Steve Koop spoke recently at the Adelaide SQL Server User Group, talking about things which don’t convert particularly nicely when upsizing from Microsoft Access to SQL Server 2008. I think this is a really important thing for SQL people to know, as there seem to be many Access databases living in even the largest organisations.
One of the things he mentioned was DISTINCTROW. I’ve never really known what DISTINCTROW does, so I asked him. He sent me a link which explained the difference between DISTINCTROW and DISTINCT, and it described as “DISTINCTROW works on records, not just individual fields”. This might be good for some people, but I wanted to know a little more.
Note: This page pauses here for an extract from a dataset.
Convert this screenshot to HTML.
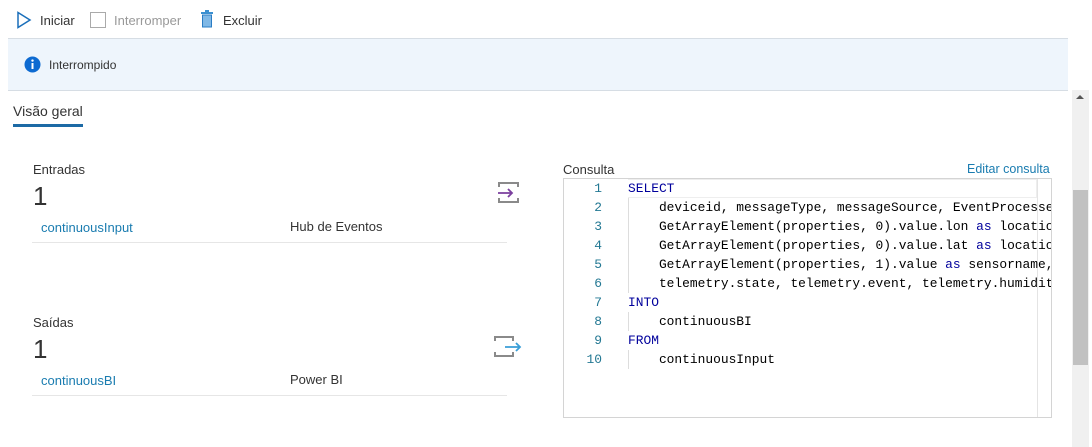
<!DOCTYPE html>
<html><head><meta charset="utf-8"><style>
*{margin:0;padding:0;box-sizing:border-box}
body{width:1092px;height:447px;overflow:hidden;background:#fff;font-family:"Liberation Sans",sans-serif;font-size:13px;color:#333;position:relative}
.a{position:absolute;white-space:nowrap}
.code{font-family:"Liberation Mono",monospace;font-size:12.9px;line-height:19px}
.kw{color:#00009c}
.ln{position:absolute;left:563px;width:39px;text-align:right;color:#237893}
.bl{color:#1a7cb0}
.src div{white-space:pre}
</style></head><body>
<svg class="a" style="left:16px;top:11px" width="16" height="18"><path d="M2 1.5 L14 9 L2 16.5 Z" fill="none" stroke="#1a6fba" stroke-width="1.5"/></svg>
<div class="a" style="left:40px;top:13px;color:#333">Iniciar</div>
<div class="a" style="left:90px;top:12px;width:16px;height:16px;border:1px solid #aaa"></div>
<div class="a" style="left:114px;top:13px;color:#999">Interromper</div>
<svg class="a" style="left:200px;top:10px" width="14" height="18"><rect x="1" y="2" width="12" height="2" fill="#3a8fd0"/><rect x="5" y="0" width="4" height="2" fill="#3a8fd0"/><rect x="2.5" y="5" width="9" height="12" fill="#7fb8e6" stroke="#2a7cc4"/></svg>
<div class="a" style="left:223px;top:13px">Excluir</div>
<div class="a" style="left:8px;top:38px;width:1060px;height:53px;background:#eef5fc;border-top:1px solid #d6dde4;border-bottom:1px solid #d6dde4"></div>
<svg class="a" style="left:24px;top:56px" width="17" height="17"><circle cx="8.5" cy="8.5" r="8" fill="#0d6ad1"/><rect x="7.5" y="7" width="2" height="6" fill="#fff"/><circle cx="8.5" cy="4.6" r="1.2" fill="#fff"/></svg>
<div class="a" style="left:49px;top:58px;font-size:12px;color:#333">Interrompido</div>
<div class="a" style="left:13px;top:103px;font-size:14px;color:#333">Visão geral</div>
<div class="a" style="left:13px;top:124px;width:70px;height:3px;background:#1d6aa5"></div>
<div class="a" style="left:1072px;top:90px;width:17px;height:357px;background:#f0f0f0"></div>
<div class="a" style="left:1073px;top:190px;width:15px;height:175px;background:#c1c1c1"></div>
<svg class="a" style="left:1075px;top:94px" width="10" height="6"><path d="M1 5 L5 1 L9 5Z" fill="#555"/></svg>
<div class="a" style="left:33px;top:162px">Entradas</div>
<div class="a" style="left:33px;top:181px;font-size:26px;font-weight:300;color:#333">1</div>
<svg class="a" style="left:496px;top:181px" width="26" height="24"><path d="M3 6V2H22V6M3 17V21H22V17" fill="none" stroke="#8a8a8a" stroke-width="2"/><path d="M2 12H16M12 8L16 12L12 16" fill="none" stroke="#7b3f9e" stroke-width="1.8"/></svg>
<div class="a bl" style="left:41px;top:220px">continuousInput</div>
<div class="a" style="left:290px;top:219px">Hub de Eventos</div>
<div class="a" style="left:32px;top:242px;width:475px;height:1px;background:#e6e6e6"></div>
<div class="a" style="left:33px;top:315px">Saídas</div>
<div class="a" style="left:33px;top:334px;font-size:26px;font-weight:300">1</div>
<svg class="a" style="left:493px;top:335px" width="30" height="24"><path d="M2 6V2H20V6M2 17V21H20V17" fill="none" stroke="#8a8a8a" stroke-width="2"/><path d="M12 12H27M23 8L27 12L23 16" fill="none" stroke="#3a9fd8" stroke-width="1.8"/></svg>
<div class="a bl" style="left:41px;top:373px">continuousBI</div>
<div class="a" style="left:290px;top:372px">Power BI</div>
<div class="a" style="left:32px;top:395px;width:475px;height:1px;background:#e6e6e6"></div>
<div class="a" style="left:563px;top:162px">Consulta</div>
<div class="a bl" style="left:967px;top:162px;font-size:12.5px">Editar consulta</div>
<div class="a" style="left:563px;top:178px;width:489px;height:240px;border:1px solid #d4d4d4"></div>
<div class="a" style="left:1037px;top:179px;width:1px;height:238px;background:#e4e4e4"></div>
<div class="a" style="left:628px;top:179px;width:409px;height:19px;border:1px solid #eee;border-left:none"></div>
<div class="a" style="left:628px;top:198px;width:1px;height:95px;background:#ddd"></div>
<div class="a" style="left:628px;top:312px;width:1px;height:19px;background:#ddd"></div>
<div class="a" style="left:628px;top:350px;width:1px;height:19px;background:#ddd"></div>
<div class="code">
<div class="ln" style="top:179px">1</div><div class="ln" style="top:198px">2</div><div class="ln" style="top:217px">3</div><div class="ln" style="top:236px">4</div><div class="ln" style="top:255px">5</div><div class="ln" style="top:274px">6</div><div class="ln" style="top:293px">7</div><div class="ln" style="top:312px">8</div><div class="ln" style="top:331px">9</div><div class="ln" style="top:350px">10</div>
<div class="a src" style="left:628px;top:179px;width:423px;overflow:hidden;color:#000">
<div><span class="kw">SELECT</span></div>
<div>    deviceid, messageType, messageSource, EventProcessedUtcTime</div>
<div>    GetArrayElement(properties, 0).value.lon <span class="kw">as</span> location</div>
<div>    GetArrayElement(properties, 0).value.lat <span class="kw">as</span> location</div>
<div>    GetArrayElement(properties, 1).value <span class="kw">as</span> sensorname,</div>
<div>    telemetry.state, telemetry.event, telemetry.humidity</div>
<div><span class="kw">INTO</span></div>
<div>    continuousBI</div>
<div><span class="kw">FROM</span></div>
<div>    continuousInput</div>
</div></div>
</body></html>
http://msdn.microsoft.com/en-us/library/aa140015.aspx says “The DISTINCTROW keyword is similar to the DISTINCT keyword except that it is based on entire rows, not just individual fields.” – but it also goes on to say a little more, confirming my suspicions. “It is useful only when based on multiple tables, and only when you select fields from some, but not all, of the tables.”
So DISTINCTROW is more about the JOIN type than anything else. It only applies if you are querying multiple tables, but not returning fields from all of them. So it’s a SEMI JOIN to the unused tables, which you write SQL Server using a WHERE EXISTS clause. It’s not really like DISTINCT at all – it’s about doing a Join without seeing the ‘duplication’ effect, clearly only feasible if you’re not returning columns from the other table.
If you’re not sure what a Semi Join is, then just think about the WHERE EXISTS clause, and it should become clear. If you look at the execution plan of a query in SQL Server that uses WHERE EXISTS, you’ll see that it’s doing a Semi Join. And if you’re looking at queries which use DISTINCTROW, consider changing them to WHERE EXISTS instead.